EXERCISE BRIEF:
Leave out the pictures; transcribe all else exactly.

SOURCE MATERIAL:
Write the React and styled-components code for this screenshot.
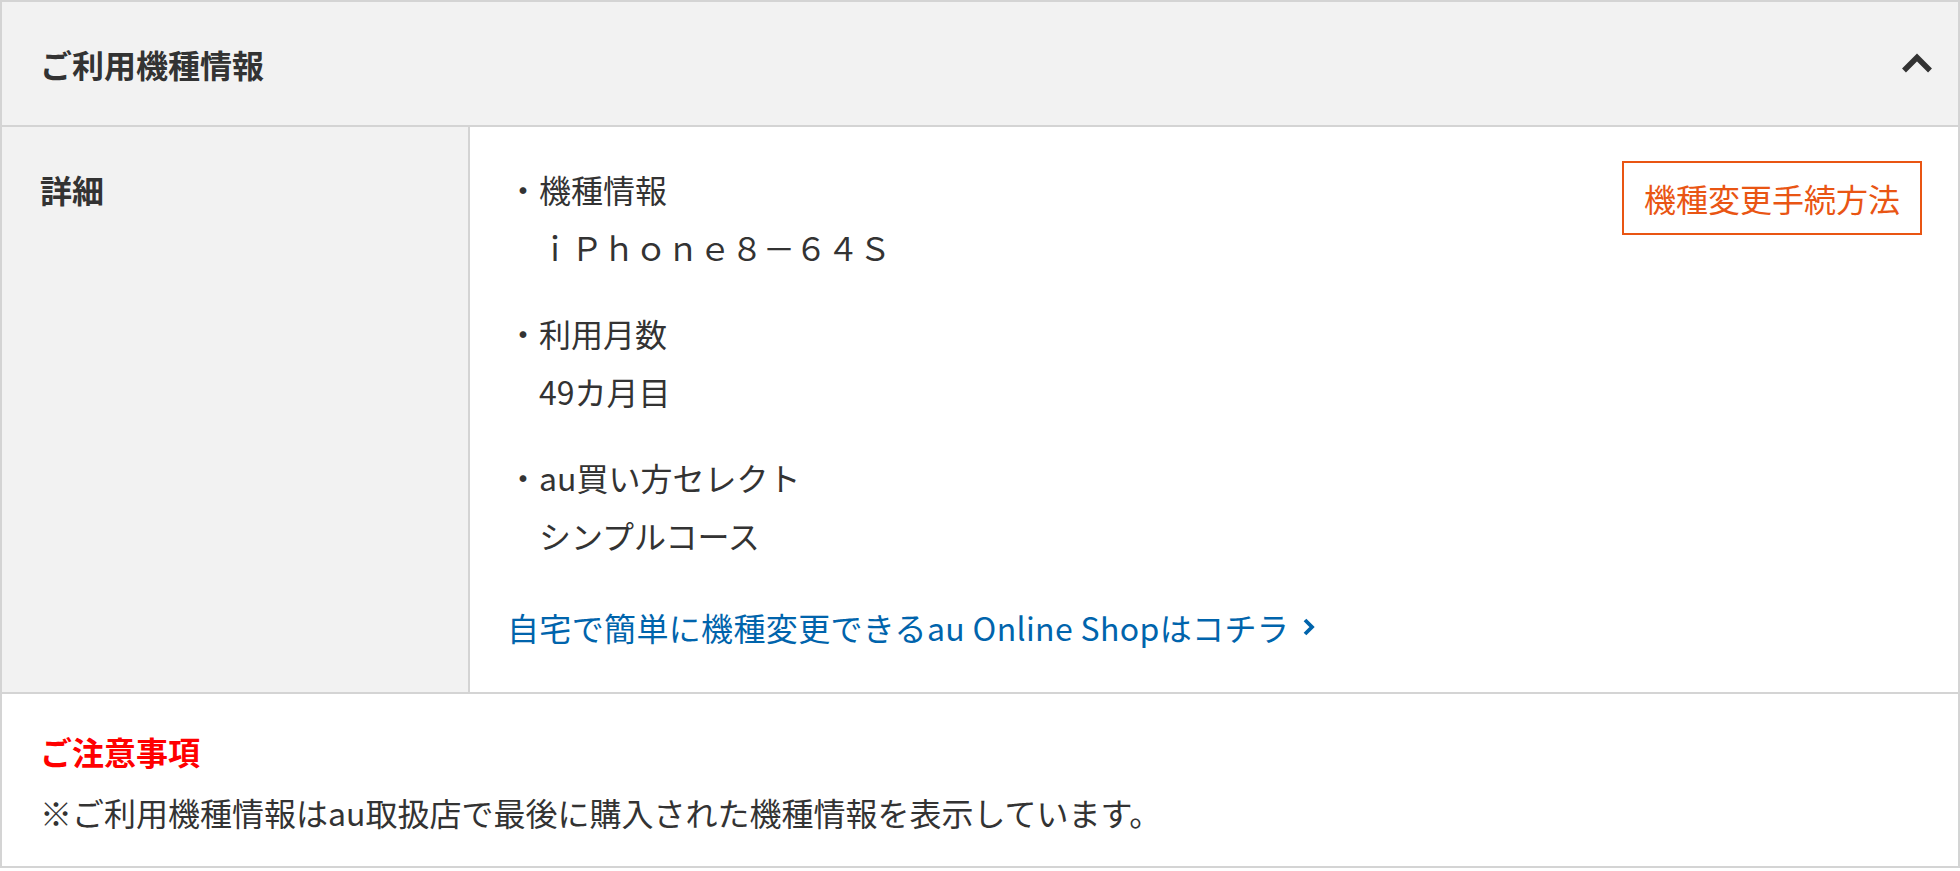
import React from "react";
import styled, { createGlobalStyle } from "styled-components";

const GlobalStyle = createGlobalStyle`
  html, body {
    margin: 0;
    padding: 0;
    background: #fff;
  }
  body {
    font-family: "Noto Sans CJK JP", "Noto Sans", sans-serif;
    color: #333;
  }
  * {
    box-sizing: border-box;
  }
`;

const Panel = styled.section`
  width: 1960px;
  border: 2px solid #d4d4d4;
  background: #fff;
`;

const Header = styled.div`
  height: 125px;
  display: flex;
  align-items: center;
  justify-content: space-between;
  padding: 0 25px 0 38px;
  background: #f2f2f2;
  border-bottom: 2px solid #d4d4d4;

  h2 {
    margin: 0;
    font-size: 32px;
    font-weight: 700;
    color: #333;
  }
`;

const Toggle = styled.button`
  border: 0;
  padding: 0;
  background: transparent;
  display: flex;
  cursor: pointer;
`;

const DetailRow = styled.div`
  display: grid;
  grid-template-columns: 468px 1fr;
  border-bottom: 2px solid #d4d4d4;
`;

const Label = styled.div`
  background: #f2f2f2;
  border-right: 2px solid #d4d4d4;
  padding: 34px 38px;
  font-size: 32px;
  line-height: 1.8;
  font-weight: 700;
`;

const Content = styled.div`
  display: flex;
  justify-content: space-between;
  align-items: flex-start;
  padding: 34px 36px 36px 37px;
`;

const Info = styled.div`
  font-size: 32px;
  line-height: 1.8;
`;

const Item = styled.div`
  margin-bottom: 29px;
`;

const Term = styled.div``;

const Value = styled.div`
  padding-left: 32px;
`;

const ShopLink = styled.a`
  display: inline-flex;
  align-items: center;
  margin-top: 5px;
  color: #0064ac;
  letter-spacing: 0.35px;
  text-decoration: none;
  cursor: pointer;

  svg {
    margin-left: 14px;
  }
`;

const ProcedureButton = styled.a`
  display: inline-block;
  padding: 11px 20px;
  border: 2px solid #e95513;
  color: #e95513;
  font-size: 32px;
  line-height: 1.5;
  text-decoration: none;
  white-space: nowrap;
  cursor: pointer;
`;

const Notes = styled.div`
  padding: 33px 38px 30px;
  font-size: 32px;
  line-height: 1.5;
`;

const NoteTitle = styled.p`
  margin: 0 0 13px;
  color: #ff0000;
  font-weight: 700;
`;

const NoteText = styled.p`
  margin: 0;
`;

const items = [
  { term: "・機種情報", value: "ｉＰｈｏｎｅ８－６４Ｓ" },
  { term: "・利用月数", value: "49カ月目" },
  { term: "・au買い方セレクト", value: "シンプルコース" },
];

const App = () => {
  return (
    <>
      <GlobalStyle />
      <Panel>
        <Header>
          <h2>ご利用機種情報</h2>
          <Toggle aria-label="閉じる">
            <svg width="32" height="21" viewBox="0 0 32 21">
              <polyline
                points="3,17.5 16,4.5 29,17.5"
                fill="none"
                stroke="#333"
                strokeWidth="5.5"
                strokeLinejoin="miter"
              />
            </svg>
          </Toggle>
        </Header>
        <DetailRow>
          <Label>詳細</Label>
          <Content>
            <Info>
              {items.map((it) => (
                <Item key={it.term}>
                  <Term>{it.term}</Term>
                  <Value>{it.value}</Value>
                </Item>
              ))}
              <ShopLink>
                自宅で簡単に機種変更できるau Online Shopはコチラ
                <svg width="12" height="18" viewBox="0 0 12 18">
                  <polyline
                    points="2,2 9,9 2,16"
                    fill="none"
                    stroke="#0064ac"
                    strokeWidth="3.8"
                  />
                </svg>
              </ShopLink>
            </Info>
            <ProcedureButton>機種変更手続方法</ProcedureButton>
          </Content>
        </DetailRow>
        <Notes>
          <NoteTitle>ご注意事項</NoteTitle>
          <NoteText>
            ※ご利用機種情報はau取扱店で最後に購入された機種情報を表示しています。
          </NoteText>
        </Notes>
      </Panel>
    </>
  );
};

export default App;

ANSWER FOR THIS EXERCISE:
Write the React and styled-components code for this screenshot.
import React from "react";
import styled, { createGlobalStyle } from "styled-components";

const GlobalStyle = createGlobalStyle`
  html, body {
    margin: 0;
    padding: 0;
    background: #fff;
  }
  body {
    font-family: "Noto Sans CJK JP", "Noto Sans", sans-serif;
    color: #333;
  }
  * {
    box-sizing: border-box;
  }
`;

const Panel = styled.section`
  width: 1960px;
  border: 2px solid #d4d4d4;
  background: #fff;
`;

const Header = styled.div`
  height: 125px;
  display: flex;
  align-items: center;
  justify-content: space-between;
  padding: 0 25px 0 38px;
  background: #f2f2f2;
  border-bottom: 2px solid #d4d4d4;

  h2 {
    margin: 0;
    font-size: 32px;
    font-weight: 700;
    color: #333;
  }
`;

const Toggle = styled.button`
  border: 0;
  padding: 0;
  background: transparent;
  display: flex;
  cursor: pointer;
`;

const DetailRow = styled.div`
  display: grid;
  grid-template-columns: 468px 1fr;
  border-bottom: 2px solid #d4d4d4;
`;

const Label = styled.div`
  background: #f2f2f2;
  border-right: 2px solid #d4d4d4;
  padding: 34px 38px;
  font-size: 32px;
  line-height: 1.8;
  font-weight: 700;
`;

const Content = styled.div`
  display: flex;
  justify-content: space-between;
  align-items: flex-start;
  padding: 34px 36px 36px 37px;
`;

const Info = styled.div`
  font-size: 32px;
  line-height: 1.8;
`;

const Item = styled.div`
  margin-bottom: 29px;
`;

const Term = styled.div``;

const Value = styled.div`
  padding-left: 32px;
`;

const ShopLink = styled.a`
  display: inline-flex;
  align-items: center;
  margin-top: 5px;
  color: #0064ac;
  letter-spacing: 0.35px;
  text-decoration: none;
  cursor: pointer;

  svg {
    margin-left: 14px;
  }
`;

const ProcedureButton = styled.a`
  display: inline-block;
  padding: 11px 20px;
  border: 2px solid #e95513;
  color: #e95513;
  font-size: 32px;
  line-height: 1.5;
  text-decoration: none;
  white-space: nowrap;
  cursor: pointer;
`;

const Notes = styled.div`
  padding: 33px 38px 30px;
  font-size: 32px;
  line-height: 1.5;
`;

const NoteTitle = styled.p`
  margin: 0 0 13px;
  color: #ff0000;
  font-weight: 700;
`;

const NoteText = styled.p`
  margin: 0;
`;

const items = [
  { term: "・機種情報", value: "ｉＰｈｏｎｅ８－６４Ｓ" },
  { term: "・利用月数", value: "49カ月目" },
  { term: "・au買い方セレクト", value: "シンプルコース" },
];

const App = () => {
  return (
    <>
      <GlobalStyle />
      <Panel>
        <Header>
          <h2>ご利用機種情報</h2>
          <Toggle aria-label="閉じる">
            <svg width="32" height="21" viewBox="0 0 32 21">
              <polyline
                points="3,17.5 16,4.5 29,17.5"
                fill="none"
                stroke="#333"
                strokeWidth="5.5"
                strokeLinejoin="miter"
              />
            </svg>
          </Toggle>
        </Header>
        <DetailRow>
          <Label>詳細</Label>
          <Content>
            <Info>
              {items.map((it) => (
                <Item key={it.term}>
                  <Term>{it.term}</Term>
                  <Value>{it.value}</Value>
                </Item>
              ))}
              <ShopLink>
                自宅で簡単に機種変更できるau Online Shopはコチラ
                <svg width="12" height="18" viewBox="0 0 12 18">
                  <polyline
                    points="2,2 9,9 2,16"
                    fill="none"
                    stroke="#0064ac"
                    strokeWidth="3.8"
                  />
                </svg>
              </ShopLink>
            </Info>
            <ProcedureButton>機種変更手続方法</ProcedureButton>
          </Content>
        </DetailRow>
        <Notes>
          <NoteTitle>ご注意事項</NoteTitle>
          <NoteText>
            ※ご利用機種情報はau取扱店で最後に購入された機種情報を表示しています。
          </NoteText>
        </Notes>
      </Panel>
    </>
  );
};

export default App;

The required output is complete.